In their report, Lyons and his colleagues say they were able to confirm a prior
suspicion that the rise in ocean sulfate levels, and therefore the oxygenation
of the atmosphere, was a protracted process that extended 1 billion to 2 billion
years after the first accumulation of oxygen in the atmosphere 2.3 billion years
ago. The new estimates suggest that during the time period from roughly 2.3
billion to 1.2 billion years ago, the amount of sulfate grew from less than 1
percent to no more than 15 percent of today's value.

"If the increase in oceanic sulfate and atmospheric oxygen indeed extended over
more than a billion years, that undoubtedly affected how and when many forms of
life evolved," Lyons said.

The researchers conducted their research by analyzing 1.7 billion-year-old and
1.2 billion-year-old ocean sediments. Some of the measurements came from gypsum,
a sulfate-containing mineral, from the arctic region of Canada. They also
extracted sulfate from ancient limestone, which is more abundant than gypsum,
using a method they helped pioneer.

To estimate levels of sulfate in ancient seawater, the team first measured the
ratio of sulfur isotopes within the sulfate. Isotopes are atoms of the same
element with different numbers of neutrons in their nucleus.
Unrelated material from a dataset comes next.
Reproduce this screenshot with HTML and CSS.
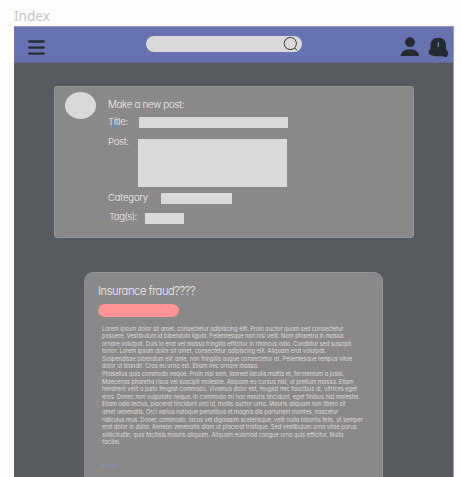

In recent times,
the isotopic composition of sulfate has varied little, which is consistent with
the high concentrations of sulfate in modern seawater.

"We saw something really different," Lyons said. "We saw very rapid isotopic
variability, which suggests there wasn't much sulfate in the early ocean and
that oxygen in the atmosphere remained comparatively low for more than 80
percent of Earth's history."

Joining Lyons in the research were Linda Kah from the University of
Tennessee-Knoxville and Tracy Frank of the University of Nebraska.